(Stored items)
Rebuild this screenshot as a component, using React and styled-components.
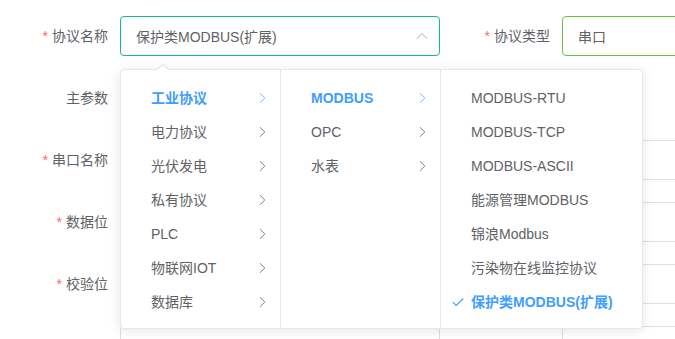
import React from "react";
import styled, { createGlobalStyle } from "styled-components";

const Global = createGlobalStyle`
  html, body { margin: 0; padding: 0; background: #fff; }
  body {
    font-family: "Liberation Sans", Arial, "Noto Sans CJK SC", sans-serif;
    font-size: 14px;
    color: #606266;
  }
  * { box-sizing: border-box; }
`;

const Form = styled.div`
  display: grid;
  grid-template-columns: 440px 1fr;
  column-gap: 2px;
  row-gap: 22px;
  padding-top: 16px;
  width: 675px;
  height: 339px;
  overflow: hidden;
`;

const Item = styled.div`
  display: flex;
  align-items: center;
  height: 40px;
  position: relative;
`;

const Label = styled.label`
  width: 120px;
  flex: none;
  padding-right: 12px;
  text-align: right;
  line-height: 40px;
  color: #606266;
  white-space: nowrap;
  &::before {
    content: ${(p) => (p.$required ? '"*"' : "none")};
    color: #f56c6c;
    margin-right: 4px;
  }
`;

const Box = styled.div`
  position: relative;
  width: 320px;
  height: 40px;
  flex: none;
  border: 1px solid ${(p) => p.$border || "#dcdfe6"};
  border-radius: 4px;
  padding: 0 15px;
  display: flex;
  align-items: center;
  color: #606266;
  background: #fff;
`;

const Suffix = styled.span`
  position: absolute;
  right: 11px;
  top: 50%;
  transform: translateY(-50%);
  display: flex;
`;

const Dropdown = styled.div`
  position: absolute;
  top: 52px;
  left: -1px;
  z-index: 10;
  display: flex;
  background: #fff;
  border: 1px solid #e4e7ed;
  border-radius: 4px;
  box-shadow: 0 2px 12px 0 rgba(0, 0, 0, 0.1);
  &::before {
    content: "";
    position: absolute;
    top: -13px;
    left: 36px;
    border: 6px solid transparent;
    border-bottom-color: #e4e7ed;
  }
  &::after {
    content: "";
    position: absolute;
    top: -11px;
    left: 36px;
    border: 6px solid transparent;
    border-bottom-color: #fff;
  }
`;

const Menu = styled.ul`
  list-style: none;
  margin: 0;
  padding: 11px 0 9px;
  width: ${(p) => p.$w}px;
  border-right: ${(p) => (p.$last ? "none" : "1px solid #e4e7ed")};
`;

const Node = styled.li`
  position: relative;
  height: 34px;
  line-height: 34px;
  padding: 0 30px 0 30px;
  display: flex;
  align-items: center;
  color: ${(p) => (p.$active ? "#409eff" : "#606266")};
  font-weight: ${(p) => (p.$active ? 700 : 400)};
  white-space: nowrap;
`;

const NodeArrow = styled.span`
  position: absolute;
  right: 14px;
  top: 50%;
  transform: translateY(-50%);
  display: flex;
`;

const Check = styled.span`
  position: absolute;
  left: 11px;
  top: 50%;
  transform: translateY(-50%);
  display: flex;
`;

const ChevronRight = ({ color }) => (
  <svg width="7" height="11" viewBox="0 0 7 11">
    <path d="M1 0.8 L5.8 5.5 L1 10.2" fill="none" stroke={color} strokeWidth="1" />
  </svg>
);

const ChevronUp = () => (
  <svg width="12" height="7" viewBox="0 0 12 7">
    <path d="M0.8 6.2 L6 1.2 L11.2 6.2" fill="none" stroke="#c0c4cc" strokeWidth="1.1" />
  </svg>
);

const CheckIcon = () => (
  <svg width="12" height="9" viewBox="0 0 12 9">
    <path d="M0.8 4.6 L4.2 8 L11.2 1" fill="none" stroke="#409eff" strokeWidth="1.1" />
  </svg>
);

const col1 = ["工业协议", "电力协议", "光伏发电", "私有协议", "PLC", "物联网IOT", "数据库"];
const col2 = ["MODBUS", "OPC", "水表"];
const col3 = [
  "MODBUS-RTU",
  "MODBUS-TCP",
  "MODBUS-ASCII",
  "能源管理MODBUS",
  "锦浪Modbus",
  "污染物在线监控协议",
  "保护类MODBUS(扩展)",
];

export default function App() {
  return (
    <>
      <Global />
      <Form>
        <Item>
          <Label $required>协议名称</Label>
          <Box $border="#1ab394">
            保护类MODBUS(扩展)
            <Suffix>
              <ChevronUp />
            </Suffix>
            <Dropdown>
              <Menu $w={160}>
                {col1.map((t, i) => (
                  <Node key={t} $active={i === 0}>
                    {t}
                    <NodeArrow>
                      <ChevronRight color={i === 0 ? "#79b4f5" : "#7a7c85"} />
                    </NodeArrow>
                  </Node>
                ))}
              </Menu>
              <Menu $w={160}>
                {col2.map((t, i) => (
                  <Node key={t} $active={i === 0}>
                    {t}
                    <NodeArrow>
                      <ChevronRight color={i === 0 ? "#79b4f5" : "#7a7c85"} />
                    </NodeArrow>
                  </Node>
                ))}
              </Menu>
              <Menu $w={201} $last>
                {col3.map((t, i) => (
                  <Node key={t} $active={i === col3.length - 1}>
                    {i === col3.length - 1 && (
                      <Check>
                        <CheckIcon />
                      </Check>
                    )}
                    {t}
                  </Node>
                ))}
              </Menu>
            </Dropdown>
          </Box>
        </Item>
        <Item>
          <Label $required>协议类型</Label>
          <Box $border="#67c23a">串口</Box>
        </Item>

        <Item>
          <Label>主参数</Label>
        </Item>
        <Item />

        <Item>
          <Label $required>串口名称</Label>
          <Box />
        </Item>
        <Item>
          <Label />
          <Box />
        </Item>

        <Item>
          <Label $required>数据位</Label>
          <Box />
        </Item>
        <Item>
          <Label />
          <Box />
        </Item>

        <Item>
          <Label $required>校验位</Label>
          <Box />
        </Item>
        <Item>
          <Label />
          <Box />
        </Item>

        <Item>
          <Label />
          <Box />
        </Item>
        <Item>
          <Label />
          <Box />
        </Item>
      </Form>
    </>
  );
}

* * *

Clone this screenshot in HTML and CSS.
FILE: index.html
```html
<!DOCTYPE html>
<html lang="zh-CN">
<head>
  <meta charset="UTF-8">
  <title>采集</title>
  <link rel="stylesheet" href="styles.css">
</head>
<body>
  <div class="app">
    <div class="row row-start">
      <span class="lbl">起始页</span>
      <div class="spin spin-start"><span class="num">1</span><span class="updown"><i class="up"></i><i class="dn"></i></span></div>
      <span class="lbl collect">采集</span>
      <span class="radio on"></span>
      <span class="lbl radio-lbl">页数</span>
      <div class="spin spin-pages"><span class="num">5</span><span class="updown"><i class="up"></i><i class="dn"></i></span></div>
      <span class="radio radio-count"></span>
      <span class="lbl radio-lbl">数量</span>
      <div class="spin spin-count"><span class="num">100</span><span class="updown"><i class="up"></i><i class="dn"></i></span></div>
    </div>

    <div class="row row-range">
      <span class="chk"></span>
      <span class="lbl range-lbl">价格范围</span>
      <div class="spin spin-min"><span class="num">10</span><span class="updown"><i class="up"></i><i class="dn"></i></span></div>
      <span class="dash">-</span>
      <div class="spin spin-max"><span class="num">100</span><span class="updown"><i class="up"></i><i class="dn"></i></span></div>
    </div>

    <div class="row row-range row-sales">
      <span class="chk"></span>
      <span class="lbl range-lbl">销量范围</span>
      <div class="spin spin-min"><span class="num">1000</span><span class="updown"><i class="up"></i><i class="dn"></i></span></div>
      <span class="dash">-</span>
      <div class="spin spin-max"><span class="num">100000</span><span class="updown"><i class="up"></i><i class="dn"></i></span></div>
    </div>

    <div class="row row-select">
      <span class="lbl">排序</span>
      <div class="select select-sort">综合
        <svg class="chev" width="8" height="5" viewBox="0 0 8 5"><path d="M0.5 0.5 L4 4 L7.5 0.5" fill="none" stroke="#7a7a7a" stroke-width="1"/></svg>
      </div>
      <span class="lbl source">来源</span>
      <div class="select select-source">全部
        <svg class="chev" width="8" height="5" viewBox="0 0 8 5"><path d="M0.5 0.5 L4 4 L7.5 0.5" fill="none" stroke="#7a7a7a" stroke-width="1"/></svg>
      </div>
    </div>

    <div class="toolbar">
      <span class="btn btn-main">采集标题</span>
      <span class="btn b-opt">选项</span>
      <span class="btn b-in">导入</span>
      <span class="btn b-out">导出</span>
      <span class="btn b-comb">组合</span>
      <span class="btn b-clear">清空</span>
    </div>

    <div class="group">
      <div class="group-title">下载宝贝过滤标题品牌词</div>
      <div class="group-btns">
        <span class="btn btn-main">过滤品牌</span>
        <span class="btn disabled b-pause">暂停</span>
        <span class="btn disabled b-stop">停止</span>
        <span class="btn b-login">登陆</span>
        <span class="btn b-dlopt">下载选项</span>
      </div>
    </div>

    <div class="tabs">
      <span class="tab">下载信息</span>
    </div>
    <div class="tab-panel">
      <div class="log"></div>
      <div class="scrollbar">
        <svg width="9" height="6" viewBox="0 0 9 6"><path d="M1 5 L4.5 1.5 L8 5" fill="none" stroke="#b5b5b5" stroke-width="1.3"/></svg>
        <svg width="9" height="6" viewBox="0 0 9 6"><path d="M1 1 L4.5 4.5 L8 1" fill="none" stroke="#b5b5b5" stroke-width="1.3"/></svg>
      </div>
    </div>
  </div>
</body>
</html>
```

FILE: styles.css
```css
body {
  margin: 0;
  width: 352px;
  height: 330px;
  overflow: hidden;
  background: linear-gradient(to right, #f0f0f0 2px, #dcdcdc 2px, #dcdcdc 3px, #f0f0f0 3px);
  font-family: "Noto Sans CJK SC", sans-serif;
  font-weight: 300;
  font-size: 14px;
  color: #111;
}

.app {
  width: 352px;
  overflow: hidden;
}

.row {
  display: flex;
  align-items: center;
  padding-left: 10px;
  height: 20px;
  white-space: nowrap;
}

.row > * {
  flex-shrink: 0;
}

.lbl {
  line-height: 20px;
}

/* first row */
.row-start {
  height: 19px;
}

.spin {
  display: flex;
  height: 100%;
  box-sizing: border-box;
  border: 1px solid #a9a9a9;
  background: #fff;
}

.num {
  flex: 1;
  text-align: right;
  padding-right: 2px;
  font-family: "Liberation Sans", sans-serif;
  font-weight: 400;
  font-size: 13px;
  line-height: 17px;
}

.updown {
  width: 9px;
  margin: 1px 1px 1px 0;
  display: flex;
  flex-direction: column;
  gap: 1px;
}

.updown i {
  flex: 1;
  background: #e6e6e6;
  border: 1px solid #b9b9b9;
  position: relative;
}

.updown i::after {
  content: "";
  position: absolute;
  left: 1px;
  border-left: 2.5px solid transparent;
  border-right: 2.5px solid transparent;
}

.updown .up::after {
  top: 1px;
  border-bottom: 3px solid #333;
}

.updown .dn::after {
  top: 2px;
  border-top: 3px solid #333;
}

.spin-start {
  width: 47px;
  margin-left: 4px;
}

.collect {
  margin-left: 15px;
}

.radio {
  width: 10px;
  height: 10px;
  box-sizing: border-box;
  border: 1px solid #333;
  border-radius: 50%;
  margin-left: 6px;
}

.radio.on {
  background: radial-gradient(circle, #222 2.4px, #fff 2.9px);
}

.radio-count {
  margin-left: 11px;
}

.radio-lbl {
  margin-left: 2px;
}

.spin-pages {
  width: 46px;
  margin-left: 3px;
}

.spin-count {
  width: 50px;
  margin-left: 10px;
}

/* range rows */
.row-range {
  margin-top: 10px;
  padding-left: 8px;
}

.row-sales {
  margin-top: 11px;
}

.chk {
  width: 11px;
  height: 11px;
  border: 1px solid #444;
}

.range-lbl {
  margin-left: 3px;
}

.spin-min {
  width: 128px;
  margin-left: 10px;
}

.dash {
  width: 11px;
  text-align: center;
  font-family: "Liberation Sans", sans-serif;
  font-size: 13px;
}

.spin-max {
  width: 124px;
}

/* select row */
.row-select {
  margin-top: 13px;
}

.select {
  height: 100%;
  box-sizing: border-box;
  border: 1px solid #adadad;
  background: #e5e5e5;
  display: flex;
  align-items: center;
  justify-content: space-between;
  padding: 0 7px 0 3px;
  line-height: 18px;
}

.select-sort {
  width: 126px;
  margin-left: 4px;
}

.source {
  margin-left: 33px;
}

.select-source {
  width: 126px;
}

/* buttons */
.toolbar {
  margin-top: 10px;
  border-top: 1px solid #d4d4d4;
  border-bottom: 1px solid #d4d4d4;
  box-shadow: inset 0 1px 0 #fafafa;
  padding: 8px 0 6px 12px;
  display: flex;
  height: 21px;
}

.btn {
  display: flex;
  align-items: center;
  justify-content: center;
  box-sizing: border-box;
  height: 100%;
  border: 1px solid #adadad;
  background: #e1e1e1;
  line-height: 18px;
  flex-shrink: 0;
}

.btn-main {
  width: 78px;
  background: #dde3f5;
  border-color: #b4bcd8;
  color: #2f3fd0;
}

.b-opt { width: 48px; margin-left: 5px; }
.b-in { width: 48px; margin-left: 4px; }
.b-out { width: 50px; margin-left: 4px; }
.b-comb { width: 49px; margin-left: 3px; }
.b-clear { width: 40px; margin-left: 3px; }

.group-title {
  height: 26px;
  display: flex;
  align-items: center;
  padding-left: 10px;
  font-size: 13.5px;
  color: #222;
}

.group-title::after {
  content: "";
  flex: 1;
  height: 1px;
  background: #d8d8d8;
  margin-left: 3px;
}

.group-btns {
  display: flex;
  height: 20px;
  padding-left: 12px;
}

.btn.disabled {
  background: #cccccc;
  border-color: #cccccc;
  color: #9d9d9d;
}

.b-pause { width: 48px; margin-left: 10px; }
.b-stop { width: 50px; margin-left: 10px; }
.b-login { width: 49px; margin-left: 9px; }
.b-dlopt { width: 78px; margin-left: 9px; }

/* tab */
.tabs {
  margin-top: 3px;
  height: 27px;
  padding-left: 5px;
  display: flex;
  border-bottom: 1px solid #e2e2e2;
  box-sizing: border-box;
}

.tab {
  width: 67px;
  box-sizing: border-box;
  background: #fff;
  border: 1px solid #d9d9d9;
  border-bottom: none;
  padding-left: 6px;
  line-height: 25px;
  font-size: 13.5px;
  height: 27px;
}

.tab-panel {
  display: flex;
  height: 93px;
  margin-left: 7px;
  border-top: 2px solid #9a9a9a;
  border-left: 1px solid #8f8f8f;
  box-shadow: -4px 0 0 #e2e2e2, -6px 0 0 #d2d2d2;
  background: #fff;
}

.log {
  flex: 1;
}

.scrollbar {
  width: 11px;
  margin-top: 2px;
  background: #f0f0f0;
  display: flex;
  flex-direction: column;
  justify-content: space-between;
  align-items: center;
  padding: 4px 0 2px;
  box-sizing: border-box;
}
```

== Exercise ==
Pick each line holding the word "components" out of the data and copy it.

== Result of the exercise ==
Rebuild this screenshot as a component, using React and styled-components.
import styled, { createGlobalStyle } from "styled-components";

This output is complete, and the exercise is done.